Financial Services Minister Chris Bowen and Smith both said China would harm its international reputation through the Hu matter.
Rudd made similar comments and took them further by saying the world was watching China's treatment of Hu, and reminded "our Chinese friends" that they too had big economic interests at stake in the relationship with Australia.
Three things about these comments are notable. First, they represent the truth. Second, they make sense only if Hu is innocent. And, third, they are probably as tough asany prime minister could make in the circumstances.
Opposition Leader Malcolm Turnbull has played a constructive role by asking the government to do more. Naturally, he couches this as criticism of Rudd -- we live in a two-party adversarial democracy, after all -- but the effect of Turnbull's comments is to strengthen Rudd's position and solidify Australian society in its objection to the blatant act of aggression involving Hu.

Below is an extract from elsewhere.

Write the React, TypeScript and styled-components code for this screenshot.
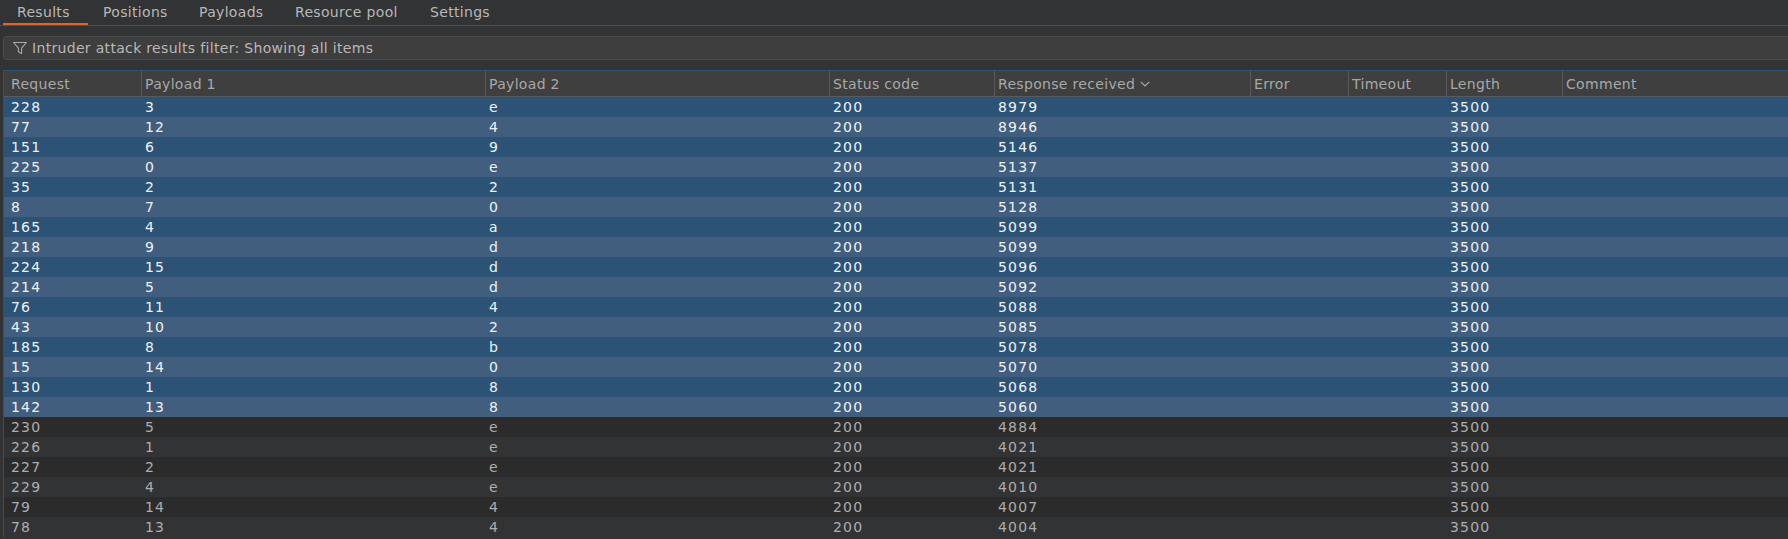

The main argument about China's national interests that Rudd and others can deploy is that the Hu case harms China's reputation in the international business community. US Commerce Secretary Gary Locke, in a distinguished act of solidarity with Australia, raised the Hu case in China and made that very point.
Nonetheless, it seems clear Beijing has decided it is happy to pay that reputational price. The weeks wear on, Hu stays in jail and the pull back to business as usual will get stronger. Its sheer unreasonableness almost guarantees Beijing a victory. But the less fuss Australia makes, the more Beijing will see it as a weak country and a pushover, and the more it will be encouraged to repeat acts of intimidation. When dealing with a much bigger power, pre-emptive, wide-ranging surrender denoting a lack of self-respect is seldom the way to maximise your position.
What has been galling in this episode is the needless and sterile pro-appeasement attitude taken by those quasi-academic commentators who dominate debate about China, both through their own interventions and because most press gallery journalists seem to have only three or four names in their contact book when seeking expertise on China.
Ross Garnaut, a former Australian ambassador to China, has argued constantly that we should see the iron ore dispute from China's point of view, even, with infinite fatuousness, citing Sun Tzu in The Art of War. Garnaut seems to think that by charging China the market price for commodities Australian companies have caused deep cultural offence, and of course he argues the Hu case should not be "high profile".
Hugh White, a professor of sorts at the Australian National University, says: "I do not believe there is anything Rudd can achieve apart from insisting that Stern Hu be treated according to Chinese law and our consular agreement be upheld. Beyond that, we have no standing. The trick for Australia is to avoid seeing that situation as a defeat."
This is bizarre. If you suffer a defeat, the germ of wisdom is to at least understand the reality of what happened. If Hu, an Australian citizen and a senior executive, was imprisoned without just cause to intimidate Australia and we cannot secure his freedom, how is that anything but a defeat? White is counselling national derangement in the interests of not offending Beijing.
But the prize for the most foolish Australian newspaper column written about China surely goes to another ANU professor, Peter Drysdale. A couple of weeks before Hu's arrest, Drysdale, writing in The Australian Financial Review, characterised the Chinese policy community's attitude to Australia thus: "There is generosity -- to a fault -- about what failings we might have in the Chinese scheme of things ... Above all there is a genuine warmness towards Australia ... Senior officials puzzle over why it is that Australia is so liked in China."
Drysdale here sounds like The New York Times' famous Moscow correspondent Walter Duranty, who in the 1930s declared that Joseph Stalin had solved the food problem, while failing to report on a famine. It's at the very least difficult to discern warmth for Australia in the Hu affair.
The point about these experts is that all their accumulated knowledge produces absolutely lousy policy advice. Moral courage, it is often said, consists of speaking truth to power. Any innocent Australian languishing in a communist prison who relied on the moral courage of this fearless trio would be well advised to count their rosary beads instead.
For all their faults, our politicians are infinitely better than our academics. That is not to say they will be able to free Hu. But if they don't keep trying, and publicly, we will know we are a nation without self-respect.